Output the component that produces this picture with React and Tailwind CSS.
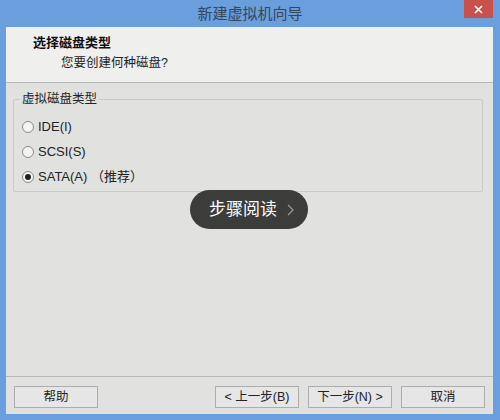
import React, { useState } from 'react';

const FONT = { fontFamily: '"Liberation Sans", "Noto Sans CJK SC", sans-serif' };

function Radio({ checked, label, onClick }) {
  return (
    <div className="flex items-center h-[25px] cursor-default" onClick={onClick}>
      <span className="w-[12px] h-[12px] rounded-full border border-[#8a8a8a] bg-[#f4f4f4] flex items-center justify-center">
        {checked && <span className="w-[6px] h-[6px] rounded-full bg-[#222]" />}
      </span>
      <span className="ml-[4px] text-[13px] text-[#222]">{label}</span>
    </div>
  );
}

function Button({ children, className = '' }) {
  return (
    <button
      type="button"
      className={`h-[22px] border border-[#adadad] bg-[#e6e6e6] text-[12.5px] text-[#222] ${className}`}
    >
      {children}
    </button>
  );
}

export default function App() {
  const [disk, setDisk] = useState('sata');

  return (
    <div className="w-[500px] h-[420px] bg-[#6a9edc] flex flex-col overflow-hidden" style={FONT}>
      {/* title bar */}
      <div className="h-[27px] relative flex items-center justify-center">
        <span className="text-[15px] text-[#34475c] pt-[1px]">新建虚拟机向导</span>
        <div className="absolute right-[7px] top-0 w-[29px] h-[18px] bg-[#c8514b] flex items-center justify-center">
          <svg width="9" height="9" viewBox="0 0 9 9">
            <path d="M1 1 L8 8 M8 1 L1 8" stroke="#fff" strokeWidth="1.6" />
          </svg>
        </div>
      </div>

      <div className="flex-1 mx-[6px] mr-[7px] mb-[6px] flex flex-col bg-[#e1e2df]">
        {/* header */}
        <div className="h-[56px] bg-[#efefed] border-b border-[#b8b9b6] pl-[27px] pt-[7px]">
          <div className="text-[13px] font-bold text-[#111] leading-[18px]">选择磁盘类型</div>
          <div className="text-[12.5px] text-[#222] leading-[18px] pl-[28px] mt-[2px]">您要创建何种磁盘?</div>
        </div>

        {/* content */}
        <div className="flex-1 px-[7px] pt-[16px] relative">
          <div className="relative border border-[#c9cac7] rounded-[2px] h-[93px] w-[470px] pt-[14px] pl-[8px]">
            <span className="absolute left-[6px] top-[-9px] bg-[#e1e2df] px-[2px] text-[12.5px] text-[#222] leading-[16px]">
              虚拟磁盘类型
            </span>
            <Radio checked={disk === 'ide'} label="IDE(I)" onClick={() => setDisk('ide')} />
            <Radio checked={disk === 'scsi'} label="SCSI(S)" onClick={() => setDisk('scsi')} />
            <Radio checked={disk === 'sata'} label="SATA(A) （推荐）" onClick={() => setDisk('sata')} />
          </div>

          {/* floating pill */}
          <div className="absolute left-[184px] top-[107px] w-[118px] h-[39px] rounded-full bg-[#3c3c3a] flex items-center pl-[19px]">
            <span className="text-[17px] text-white">步骤阅读</span>
            <svg className="ml-[10px]" width="7" height="12" viewBox="0 0 7 12">
              <path d="M1 1 L6 6 L1 11" stroke="#9a9a98" strokeWidth="1.2" fill="none" />
            </svg>
          </div>
        </div>

        {/* footer */}
        <div className="h-[38px] border-t border-[#b8b9b6] flex items-start px-[8px] pt-[9px]">
          <Button className="w-[84px]">帮助</Button>
          <div className="flex-1" />
          <Button className="w-[84px]">&lt; 上一步(B)</Button>
          <Button className="w-[84px] ml-[9px] border-[#7a9fb8]">下一步(N) &gt;</Button>
          <Button className="w-[84px] ml-[9px]">取消</Button>
        </div>
      </div>
    </div>
  );
}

» **Exercise aim**:
From the data above, write out everything exactly except the pictures.

» **Response**:
Output the component that produces this picture with React and Tailwind CSS.
import React, { useState } from 'react';

const FONT = { fontFamily: '"Liberation Sans", "Noto Sans CJK SC", sans-serif' };

function Radio({ checked, label, onClick }) {
  return (
    <div className="flex items-center h-[25px] cursor-default" onClick={onClick}>
      <span className="w-[12px] h-[12px] rounded-full border border-[#8a8a8a] bg-[#f4f4f4] flex items-center justify-center">
        {checked && <span className="w-[6px] h-[6px] rounded-full bg-[#222]" />}
      </span>
      <span className="ml-[4px] text-[13px] text-[#222]">{label}</span>
    </div>
  );
}

function Button({ children, className = '' }) {
  return (
    <button
      type="button"
      className={`h-[22px] border border-[#adadad] bg-[#e6e6e6] text-[12.5px] text-[#222] ${className}`}
    >
      {children}
    </button>
  );
}

export default function App() {
  const [disk, setDisk] = useState('sata');

  return (
    <div className="w-[500px] h-[420px] bg-[#6a9edc] flex flex-col overflow-hidden" style={FONT}>
      {/* title bar */}
      <div className="h-[27px] relative flex items-center justify-center">
        <span className="text-[15px] text-[#34475c] pt-[1px]">新建虚拟机向导</span>
        <div className="absolute right-[7px] top-0 w-[29px] h-[18px] bg-[#c8514b] flex items-center justify-center">
          <svg width="9" height="9" viewBox="0 0 9 9">
            <path d="M1 1 L8 8 M8 1 L1 8" stroke="#fff" strokeWidth="1.6" />
          </svg>
        </div>
      </div>

      <div className="flex-1 mx-[6px] mr-[7px] mb-[6px] flex flex-col bg-[#e1e2df]">
        {/* header */}
        <div className="h-[56px] bg-[#efefed] border-b border-[#b8b9b6] pl-[27px] pt-[7px]">
          <div className="text-[13px] font-bold text-[#111] leading-[18px]">选择磁盘类型</div>
          <div className="text-[12.5px] text-[#222] leading-[18px] pl-[28px] mt-[2px]">您要创建何种磁盘?</div>
        </div>

        {/* content */}
        <div className="flex-1 px-[7px] pt-[16px] relative">
          <div className="relative border border-[#c9cac7] rounded-[2px] h-[93px] w-[470px] pt-[14px] pl-[8px]">
            <span className="absolute left-[6px] top-[-9px] bg-[#e1e2df] px-[2px] text-[12.5px] text-[#222] leading-[16px]">
              虚拟磁盘类型
            </span>
            <Radio checked={disk === 'ide'} label="IDE(I)" onClick={() => setDisk('ide')} />
            <Radio checked={disk === 'scsi'} label="SCSI(S)" onClick={() => setDisk('scsi')} />
            <Radio checked={disk === 'sata'} label="SATA(A) （推荐）" onClick={() => setDisk('sata')} />
          </div>

          {/* floating pill */}
          <div className="absolute left-[184px] top-[107px] w-[118px] h-[39px] rounded-full bg-[#3c3c3a] flex items-center pl-[19px]">
            <span className="text-[17px] text-white">步骤阅读</span>
            <svg className="ml-[10px]" width="7" height="12" viewBox="0 0 7 12">
              <path d="M1 1 L6 6 L1 11" stroke="#9a9a98" strokeWidth="1.2" fill="none" />
            </svg>
          </div>
        </div>

        {/* footer */}
        <div className="h-[38px] border-t border-[#b8b9b6] flex items-start px-[8px] pt-[9px]">
          <Button className="w-[84px]">帮助</Button>
          <div className="flex-1" />
          <Button className="w-[84px]">&lt; 上一步(B)</Button>
          <Button className="w-[84px] ml-[9px] border-[#7a9fb8]">下一步(N) &gt;</Button>
          <Button className="w-[84px] ml-[9px]">取消</Button>
        </div>
      </div>
    </div>
  );
}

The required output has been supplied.